TEMYİZ EDENİN İDDİALARI : Tarhiyatın dayanağı olarak gösterilen vergi tekniği raporu ile bir adet 500 GB kapasiteye sahip sabit diskin vergi/ceza ihbarnameleri ile birlikte tebliğ edilmediğinden dava ve savunma hakkının kısıtlandığı, dava konusu olayda kesin delil bulunmadığı, bu nedenle Mahkemece takdiri delile başvurulduğu ve ihbarcının beyanları ile … marka 500 GB hard disk içinde bulunan bilgilerle ilgili bilirkişi incelemesi yaptırdığı, bilirkişi incelemesi sonuçlarını idare lehine yorumladığı, kendine tanınan re’sen araştırma yetki ve görevini eksik yerine getirdiği, tarhiyata esas delillerin CMK, VUK ve Anayasa’da yer alan yasal düzenlemelere aykırı olarak elde edildiği, bilirkişi tarafından yapılan teknik incelemede, elde edilen elektronik verilerin elde ediliş biçimi nedeniyle bütünlüğünün bozulduğu, bu nedenle delillerin ispat kabiliyetini kaybettiği sonucuna varıldığı, kendilerince … Üniversitesi öğretim üyelerinden uzman görüşü alındığı, buna göre … yazılım programında gerçek veriler üzerinde sonradan değişiklikler yapılabildiği, log kayıtları tutulmadığı içinde bu değişikliklerin sonradan yapılıp yapılmadığının anlaşılmadığı, tüm verilerin saklandığı veri tabanına dışarıdan ve uygulama ara yüzünden bağımsız erişilebileceği, veri tabanına ait şifreye ve temel veri tabanı bilgisine sahip bir kişinin uygulamaya ait verileri değiştirebileceği, verilerde değişiklik yapan kullanıcının kimliğinin net tespitinin ve bu değişikliği uygulama ara yüzü ile veya elle yapıp yapmadığının tespitinin yapılamayacağı, bu sebeple herhangi bir firmaya ait … yazılımından alınan verilerin ispata elverişli veriler olmadığı görüşü belirtildiği, vergi tekniği raporunda ifadesine başvurulan kişilerin doğrudan programda işlem yapabilecek şekilde yetkilendirildiği, şirket tarafından gayri resmi kayıt tutulmadığı ileri sürülerek kararının bozulması istenilmektedir.

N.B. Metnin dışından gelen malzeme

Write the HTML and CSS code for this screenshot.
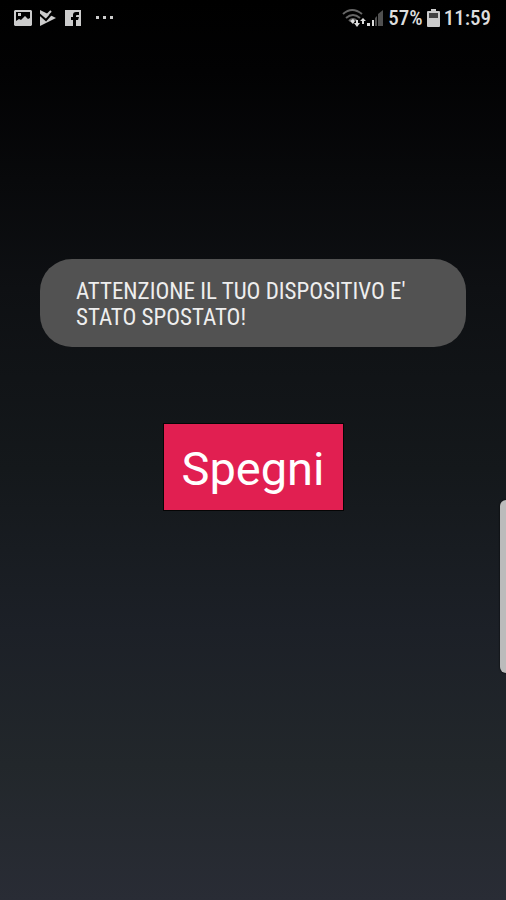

KARŞI TARAFIN SAVUNMASI : Cevap verilmemiştir.
TETKİK HÂKİMİ : …

DÜŞÜNCESİ : Temyiz isteminin reddi ile usul ve yasaya uygun olan Vergi Mahkemesi kararının onanması gerektiği düşünülmektedir.

TÜRK MİLLETİ ADINA
Karar veren Danıştay Dördüncü Dairesince, Tetkik Hâkiminin açıklamaları dinlendikten ve dosyadaki belgeler incelendikten sonra gereği görüşüldü:

İNCELEME VE GEREKÇE :
İdare ve vergi mahkemelerinin nihai kararlarının temyizen bozulması, 2577 sayılı İdari Yargılama Usulü Kanunu’nun 49. maddesinde yer alan sebeplerden birinin varlığı hâlinde mümkündür.
Temyizen incelenen karar usul ve hukuka uygun olup, dilekçede ileri sürülen temyiz nedenleri kararın bozulmasını gerektirecek nitelikte görülmemiştir.

KARAR SONUCU :
Açıklanan nedenlerle;
1.Temyiz isteminin reddine,
2.Temyize konu … Vergi Mahkemesinin … tarih ve E:…, K:… sayılı kararının ONANMASINA,
3.492 sayılı Harçlar Kanunu’na bağlı (3) sayılı Tarife uyarınca, davacı aleyhine onanan tutar üzerinden binde 9,10 oranında ve … TL den az olmamak üzere hesaplanacak nispi karar harcından, varsa evvelce ödenen harcın mahsubundan sonra kalan harç tutarının temyiz eden davacıdan alınmasına,
4.Temyiz giderlerinin istemde bulunan üzerinde bırakılmasına,
5.Dosyanın anılan Vergi Mahkemesine gönderilmesine,
6.2577 sayılı İdari Yargılama Usulü Kanunu’nun (Geçici 8. maddesi uyarınca uygulanmasına devam edilen) 54. maddesinin 1. fıkrası uyarınca bu kararın tebliğ tarihini izleyen günden itibaren onbeş (15) gün içinde karar düzeltme yolu açık olmak üzere, 05/11/2020 tarihinde oybirliğiyle karar verildi.